Threads, throughput, and Disqualified v0.3.0

I wrote a background job processor, Disqualified, but until now, it worked pretty slowly. I made some huge improvements in this release, v0.3.0! Here are the fun, technical details.

The original implementation

The Disqualified server started five, identical threads by default. Each worker in the pool did something like this:

  1. Check the DB to see if there is at least one pending job
  2. Run that pending job (it would skip this step if there were no jobs)
  3. Go to sleep for a random duration
  4. Wake up, go back to #1, and repeat

It’s pretty straightforward, but it has a couple downsides.

First is the unnecessary work. Each thread must actively wake up and check for jobs.

Second is the sleeping. You might have noticed that #3 always happens—each thread goes back to sleep! Even if there’s a long list of pending jobs!

So to recap, the loop I described is less than optimal because it works too hard when there are no jobs, and it processes jobs too slowly when there are a lot of jobs.

This has a name: polling. Polling is sometimes the right solution, but in this case, we can do something a little better.

Making it faster

We can use interrupts to speed things up! Instead of checking for work, a thread can ask to be notified when there’s work to do. The thread basically tells the computer, “Interrupt me when there’s work to do”. The computer pauses that thread, then resumes it when there’s work to do.

(There’s another use case of interrupts where the computer says to a thread, “One sec, the user typed something so I need to handle that”. The computer pauses that thread, then resumes it when the computer is free again. The implementation of these two cases are basically the same.)

Unfortunately, SQLite can’t tell Disqualified when there’s new work to be done; SQLite is just a file, so there’s no process that can do any alerting. Some other databases, like Postgres or Redis, have this functionality, but since Disqualified needs to support SQLite, we have to stick with polling.

Even so, we can partially rely on interrupts here to speed up some things—especially the case where there’s a long line of pending jobs. This is a bit more complicated and requires two kinds of threads.

The first kind of thread is similar to what we discussed first—the worker pool—except instead of sleeping a random amount, it uses interrupts to wait until it’s told that there’s a job that’s ready to be handled. Each worker thread can handle two commands: “RUN”, which executes one pending job, or “CHECK”, which checks if there are pending jobs.

The second kind of thread is one I call a “clock”. Every time the clock ticks, it tells the worker pool to “CHECK”, then it goes back to sleep, on repeat. I mentioned that it’s impossible to stop polling, and this is the thread that polls and keeps everything moving forward.

If a worker thread finds jobs while “CHECK”ing, instead of handling the job, it raises many interrupts that tells the worker pool to “RUN” a job (one interrupt per job).

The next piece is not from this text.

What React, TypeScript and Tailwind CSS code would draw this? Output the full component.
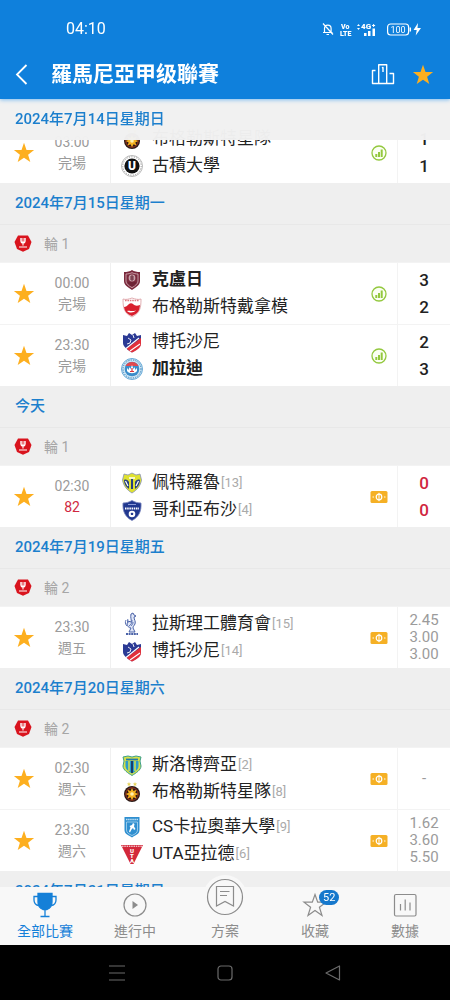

Ruby provides Thread::Queue (this class used to be called Queue prior to Ruby 3.1) in its standard library that handles interrupts for us. When a thread requests an item from an empty queue, the thread gets paused until there’s a new item in it.

Results

So we talked about a bunch of things and made the server more complicated. We started off by polling, and ended up still polling—just less. Was it worth it?

Definitely. We greatly improved the throughput. Let’s approximate how many jobs it can do within 60 seconds.

Let’s say that the waiting period is a constant 5 seconds and that the duration of each task is 1 second. We’ll try to figure out how many jobs it can do within 60 seconds.

In the original case with polling, each worker spent 6 seconds to find then run a job. Within one minute, a single worker could have executed ten jobs. With five workers, we can approximate a total of about 50 jobs.

In the new case with interrupts, the clock thread will run after a five second delay. It’ll notice and prepare the pool to run all pending jobs. In the next fifty-five seconds, each worker will be able to finish fifty-five jobs, so five workers can finish a total of about 275 jobs.

Closing thoughts

I’m very happy with this release and its performance improvements. I enjoyed working on this project since it gave me a chance to apply some things I learned in college.